_EXERCISE TASK_
Set all the material down again unchanged, without the pictures.

_COLLECTED DATA_
## START

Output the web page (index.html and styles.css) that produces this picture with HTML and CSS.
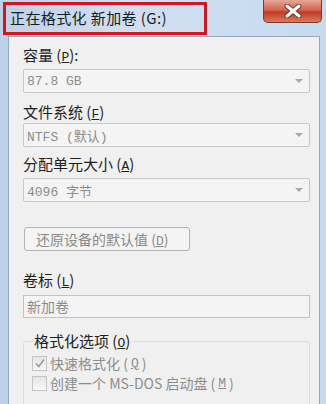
FILE: index.html
```html
<!DOCTYPE html>
<html lang="zh-CN">
<head>
  <meta charset="UTF-8" />
  <title>格式化 新加卷 (G:)</title>
  <link rel="stylesheet" href="styles.css">
</head>
<body>
  <div class="window">
    <div class="titlebar">
      <span class="title">正在格式化 新加卷 (G:)</span>
      <div class="close">
        <svg width="22" height="14" viewBox="0 0 22 14">
          <path d="M5 2 L17 12 M17 2 L5 12" stroke="#6b3a34" stroke-width="5" stroke-linecap="round"/>
          <path d="M5 2 L17 12 M17 2 L5 12" stroke="#ffffff" stroke-width="3" stroke-linecap="round"/>
        </svg>
      </div>
    </div>

    <div class="client">
      <label class="field-label">容量 (<u>P</u>):</label>
      <div class="combo"><span>87.8 GB</span><i class="arrow"></i></div>

      <label class="field-label gap-l">文件系统 (<u>F</u>)</label>
      <div class="combo tight"><span>NTFS (默认)</span><i class="arrow"></i></div>

      <label class="field-label gap-m">分配单元大小 (<u>A</u>)</label>
      <div class="combo"><span>4096 字节</span><i class="arrow"></i></div>

      <div class="btn">还原设备的默认值 (<u>D</u>)</div>

      <label class="field-label gap-xl">卷标 (<u>L</u>)</label>
      <div class="textbox">新加卷</div>

      <fieldset class="options">
        <legend>格式化选项 (<u>O</u>)</legend>
        <div class="check-row">
          <span class="box">
            <svg width="12" height="12" viewBox="0 0 12 12"><path d="M2 6.5 L4.8 9.5 L10 2.5" fill="none" stroke="#9a9a9a" stroke-width="1.6"/></svg>
          </span>
          快速格式化 (<u>Q</u>)
        </div>
        <div class="check-row">
          <span class="box"></span>
          创建一个 MS-DOS 启动盘 (<u>M</u>)
        </div>
      </fieldset>
    </div>
  </div>
</body>
</html>
```

FILE: styles.css
```css
body {
  margin: 0;
  background: #c9dbef;
  font-family: "Noto Sans CJK SC", "Noto Sans", sans-serif;
}
.window {
  width: 326px;
  height: 404px;
  overflow: hidden;
  background: linear-gradient(to right, #bcd2ea, #d0e0f2 40%, #c7daee);
}
.titlebar {
  height: 36px;
  display: flex;
  align-items: flex-start;
  justify-content: space-between;
}
.title {
  margin: 2px 0 0 3px;
  width: 194px;
  height: 27px;
  border: 3px solid #d3151f;
  padding-left: 4px;
  font-size: 15px;
  line-height: 26px;
  color: #1b1b1b;
  letter-spacing: 0.4px;
}
.close {
  width: 57px;
  height: 22px;
  margin-right: 4px;
  border: 1px solid #7a3a2e;
  border-top: none;
  border-radius: 0 0 5px 5px;
  background: linear-gradient(#e7a697, #d2664f 45%, #c33a22 55%, #d97a5e);
  display: flex;
  align-items: center;
  justify-content: center;
}
.client {
  margin: 0 6px 0 8px;
  height: 368px;
  border: 1px solid #9aaabd;
  background: #f0f0f0;
  padding: 8px 11px 0 14px;
  display: flex;
  flex-direction: column;
  align-items: flex-start;
}
.field-label {
  height: 20px;
  font-size: 15px;
  line-height: 20px;
  color: #1e1e1e;
}
.field-label u, .btn u, legend u, .check-row u {
  font-family: "Liberation Mono", monospace;
  font-size: 13px;
  line-height: 1;
}
.gap-l { margin-top: 9px; }
.gap-m { margin-top: 7px; }
.gap-xl { margin-top: 19px; }
.combo {
  box-sizing: border-box;
  width: 287px;
  height: 24px;
  flex-shrink: 0;
  margin-top: 4px;
  border: 1px solid #c9c9c9;
  border-radius: 2px;
  background: #f4f4f4;
  display: flex;
  align-items: center;
  justify-content: space-between;
  padding: 0 6px 0 3px;
  font-family: "Liberation Mono", "Noto Sans CJK SC", monospace;
  font-size: 13px;
  color: #8d8d8d;
}
.combo.tight { margin-top: 1px; }
.arrow {
  width: 0;
  height: 0;
  border-left: 4px solid transparent;
  border-right: 4px solid transparent;
  border-top: 4px solid #a8a8a8;
}
.btn {
  box-sizing: border-box;
  width: 166px;
  height: 24px;
  flex-shrink: 0;
  margin: 25px 0 0 1px;
  border: 1px solid #b4b4b4;
  border-radius: 3px;
  background: #f4f4f4;
  padding-left: 11px;
  font-size: 14px;
  line-height: 22px;
  color: #8a8a8a;
}
.textbox {
  box-sizing: border-box;
  width: 287px;
  height: 23px;
  flex-shrink: 0;
  margin-top: 5px;
  border: 1px solid #c2c2c2;
  background: #f4f4f4;
  padding-left: 3px;
  font-size: 14px;
  line-height: 21px;
  color: #8d8d8d;
}
.options {
  box-sizing: border-box;
  width: 287px;
  flex-shrink: 0;
  margin: 13px 0 0;
  padding: 2px 8px 14px;
  border: 1px solid #d7dde3;
  border-radius: 3px;
}
legend {
  height: 20px;
  padding: 0 2px;
  margin-left: 0;
  font-size: 15px;
  line-height: 20px;
  color: #222;
}
.check-row {
  height: 20px;
  display: flex;
  align-items: center;
  gap: 3px;
  font-size: 14px;
  color: #8d8d8d;
}
.box {
  box-sizing: border-box;
  width: 15px;
  height: 15px;
  border: 1px solid #c4c4c4;
  background: linear-gradient(#e6e6e6, #f7f7f7);
  display: flex;
  align-items: center;
  justify-content: center;
}
```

## END

_TASK RESPONSE_
Output the web page (index.html and styles.css) that produces this picture with HTML and CSS.
FILE: index.html
```html
<!DOCTYPE html>
<html lang="zh-CN">
<head>
  <meta charset="UTF-8" />
  <title>格式化 新加卷 (G:)</title>
  <link rel="stylesheet" href="styles.css">
</head>
<body>
  <div class="window">
    <div class="titlebar">
      <span class="title">正在格式化 新加卷 (G:)</span>
      <div class="close">
        <svg width="22" height="14" viewBox="0 0 22 14">
          <path d="M5 2 L17 12 M17 2 L5 12" stroke="#6b3a34" stroke-width="5" stroke-linecap="round"/>
          <path d="M5 2 L17 12 M17 2 L5 12" stroke="#ffffff" stroke-width="3" stroke-linecap="round"/>
        </svg>
      </div>
    </div>

    <div class="client">
      <label class="field-label">容量 (<u>P</u>):</label>
      <div class="combo"><span>87.8 GB</span><i class="arrow"></i></div>

      <label class="field-label gap-l">文件系统 (<u>F</u>)</label>
      <div class="combo tight"><span>NTFS (默认)</span><i class="arrow"></i></div>

      <label class="field-label gap-m">分配单元大小 (<u>A</u>)</label>
      <div class="combo"><span>4096 字节</span><i class="arrow"></i></div>

      <div class="btn">还原设备的默认值 (<u>D</u>)</div>

      <label class="field-label gap-xl">卷标 (<u>L</u>)</label>
      <div class="textbox">新加卷</div>

      <fieldset class="options">
        <legend>格式化选项 (<u>O</u>)</legend>
        <div class="check-row">
          <span class="box">
            <svg width="12" height="12" viewBox="0 0 12 12"><path d="M2 6.5 L4.8 9.5 L10 2.5" fill="none" stroke="#9a9a9a" stroke-width="1.6"/></svg>
          </span>
          快速格式化 (<u>Q</u>)
        </div>
        <div class="check-row">
          <span class="box"></span>
          创建一个 MS-DOS 启动盘 (<u>M</u>)
        </div>
      </fieldset>
    </div>
  </div>
</body>
</html>
```

FILE: styles.css
```css
body {
  margin: 0;
  background: #c9dbef;
  font-family: "Noto Sans CJK SC", "Noto Sans", sans-serif;
}
.window {
  width: 326px;
  height: 404px;
  overflow: hidden;
  background: linear-gradient(to right, #bcd2ea, #d0e0f2 40%, #c7daee);
}
.titlebar {
  height: 36px;
  display: flex;
  align-items: flex-start;
  justify-content: space-between;
}
.title {
  margin: 2px 0 0 3px;
  width: 194px;
  height: 27px;
  border: 3px solid #d3151f;
  padding-left: 4px;
  font-size: 15px;
  line-height: 26px;
  color: #1b1b1b;
  letter-spacing: 0.4px;
}
.close {
  width: 57px;
  height: 22px;
  margin-right: 4px;
  border: 1px solid #7a3a2e;
  border-top: none;
  border-radius: 0 0 5px 5px;
  background: linear-gradient(#e7a697, #d2664f 45%, #c33a22 55%, #d97a5e);
  display: flex;
  align-items: center;
  justify-content: center;
}
.client {
  margin: 0 6px 0 8px;
  height: 368px;
  border: 1px solid #9aaabd;
  background: #f0f0f0;
  padding: 8px 11px 0 14px;
  display: flex;
  flex-direction: column;
  align-items: flex-start;
}
.field-label {
  height: 20px;
  font-size: 15px;
  line-height: 20px;
  color: #1e1e1e;
}
.field-label u, .btn u, legend u, .check-row u {
  font-family: "Liberation Mono", monospace;
  font-size: 13px;
  line-height: 1;
}
.gap-l { margin-top: 9px; }
.gap-m { margin-top: 7px; }
.gap-xl { margin-top: 19px; }
.combo {
  box-sizing: border-box;
  width: 287px;
  height: 24px;
  flex-shrink: 0;
  margin-top: 4px;
  border: 1px solid #c9c9c9;
  border-radius: 2px;
  background: #f4f4f4;
  display: flex;
  align-items: center;
  justify-content: space-between;
  padding: 0 6px 0 3px;
  font-family: "Liberation Mono", "Noto Sans CJK SC", monospace;
  font-size: 13px;
  color: #8d8d8d;
}
.combo.tight { margin-top: 1px; }
.arrow {
  width: 0;
  height: 0;
  border-left: 4px solid transparent;
  border-right: 4px solid transparent;
  border-top: 4px solid #a8a8a8;
}
.btn {
  box-sizing: border-box;
  width: 166px;
  height: 24px;
  flex-shrink: 0;
  margin: 25px 0 0 1px;
  border: 1px solid #b4b4b4;
  border-radius: 3px;
  background: #f4f4f4;
  padding-left: 11px;
  font-size: 14px;
  line-height: 22px;
  color: #8a8a8a;
}
.textbox {
  box-sizing: border-box;
  width: 287px;
  height: 23px;
  flex-shrink: 0;
  margin-top: 5px;
  border: 1px solid #c2c2c2;
  background: #f4f4f4;
  padding-left: 3px;
  font-size: 14px;
  line-height: 21px;
  color: #8d8d8d;
}
.options {
  box-sizing: border-box;
  width: 287px;
  flex-shrink: 0;
  margin: 13px 0 0;
  padding: 2px 8px 14px;
  border: 1px solid #d7dde3;
  border-radius: 3px;
}
legend {
  height: 20px;
  padding: 0 2px;
  margin-left: 0;
  font-size: 15px;
  line-height: 20px;
  color: #222;
}
.check-row {
  height: 20px;
  display: flex;
  align-items: center;
  gap: 3px;
  font-size: 14px;
  color: #8d8d8d;
}
.box {
  box-sizing: border-box;
  width: 15px;
  height: 15px;
  border: 1px solid #c4c4c4;
  background: linear-gradient(#e6e6e6, #f7f7f7);
  display: flex;
  align-items: center;
  justify-content: center;
}
```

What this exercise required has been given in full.